In Proceedings of the ACM/IEEE International Conference on Computer-
Aided Design, pages 220-227, November 1996.
We read in Lynce/Marques-Silva: In addition, state-of-the-art SAT solvers [3,11,16,17,26] effectively use learning techniques. In these solvers, whenever a conflict (dead-end) is reached, a new clause (nogood) is recorded to prevent the occurrence of the same conflict again during the subsequent search. Moreover, and from the first SAT solvers that incorporated non-chronological backtracking (NCB) [3,16], learning has always been a key component of the search algorithm, where recorded nogoods are used to determine the search point to backtrack to.

In http://eprints.ecs.soton.ac.uk/12056/01/jpms-jar05.pdf

Heuristic-Based Backtracking Relaxation for
Propositional Satisfiability
ATEET BHALLA, INES LYNCE, JOSE T. DE SOUSA
and JOAO MARQUES-SILVA
we read: After a conflict is identified, we may apply a conflict analysis procedure [2, 18, 19] to identify a subset of the decision assignments that represent a sufficient condition for producing the same conflict.

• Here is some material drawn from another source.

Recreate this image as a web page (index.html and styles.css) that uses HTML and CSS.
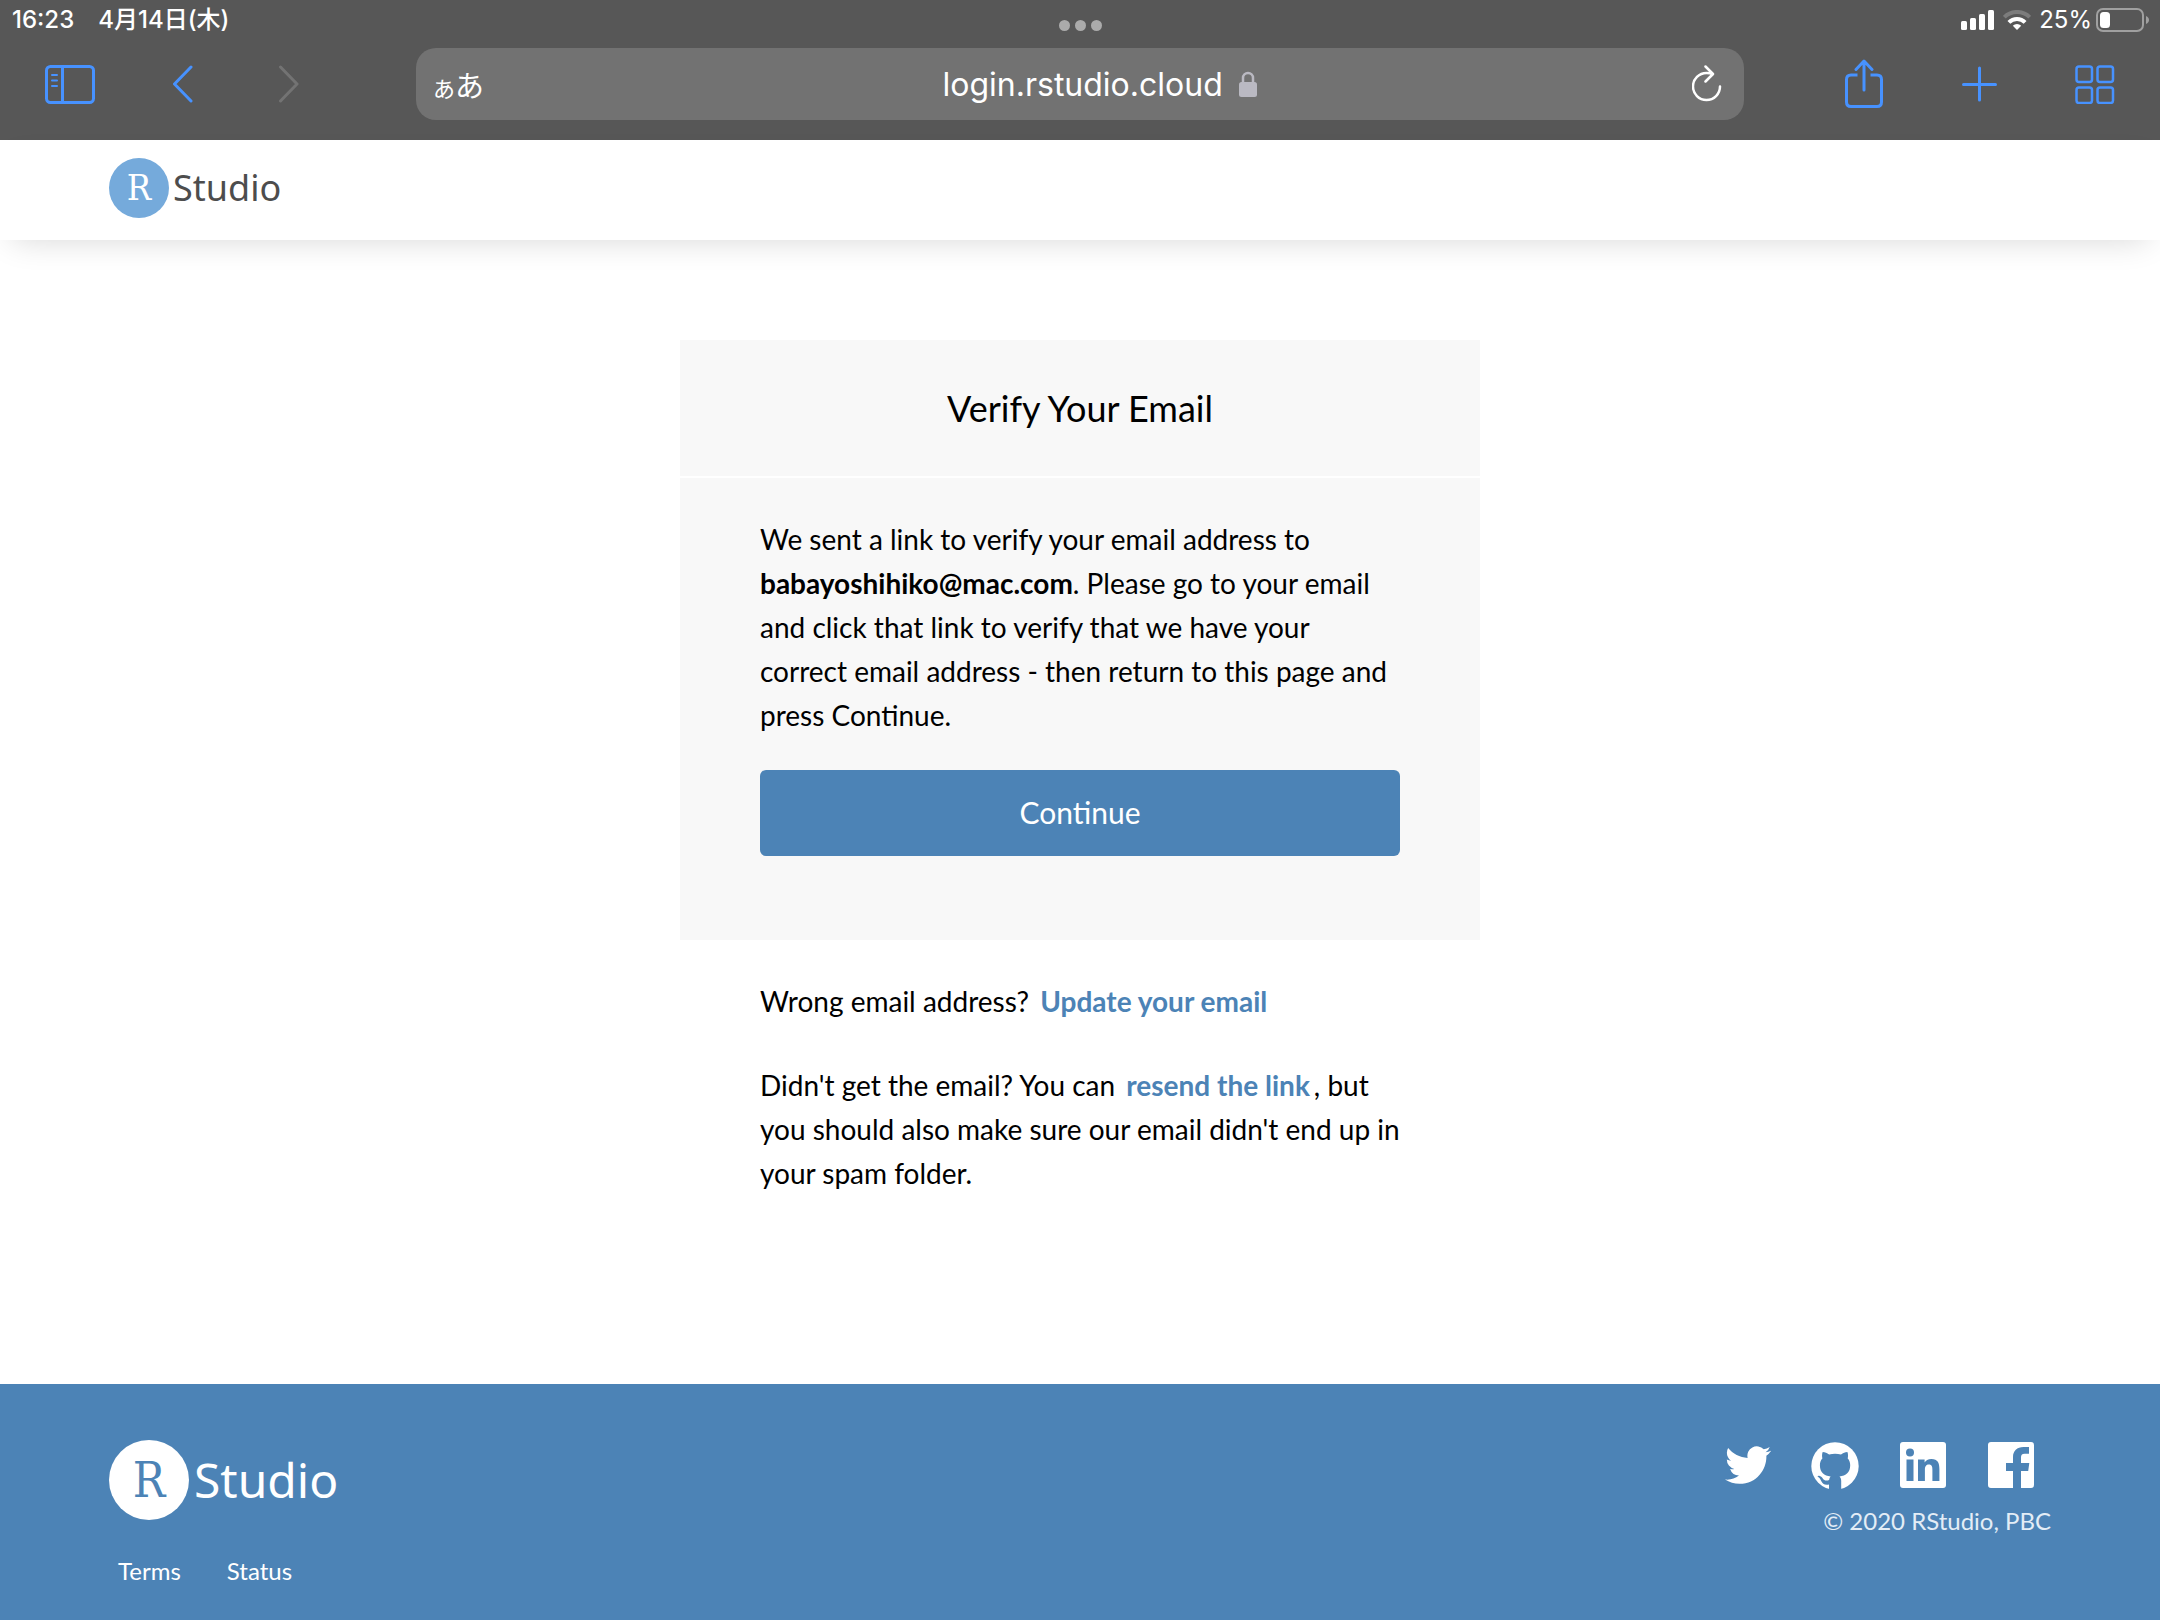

This is an explanation of semi-super resolution. See: http://www.ccs.neu.edu/home/lieber/courses/csg260/f06/project/project-desc-CSU670.txt

Although most papers attribute non-chronological backtracking to Bayardo/Schrag and Marques-Silva/Sakallah, superresolution predates those papers by about two decades. Superresolution is a complete proof procedure that learns strong nogoods.


Comparison with the work by Kautz and Selman
In 2003, Kautz and Selman (see the above reference) posed several challenges to the SAT community, including:

CHALLENGE 3A: Demonstrate that a propositional proof system more powerful than tree-like resolution can be made practical for satisfiability testing.

We introduced a propositional proof system that is more powerful than tree-like resolution and that is practical. It was known in 1975 as algorithm Rj in an ETH Zurich Technical Report [Clause Learning 1975] and in 1977 as an abstract in the American Mathematical Society, as superresolution. [Superresolution] It was shown in the 1977 paper that SuperResolution and Resolution are polynomially equivalent.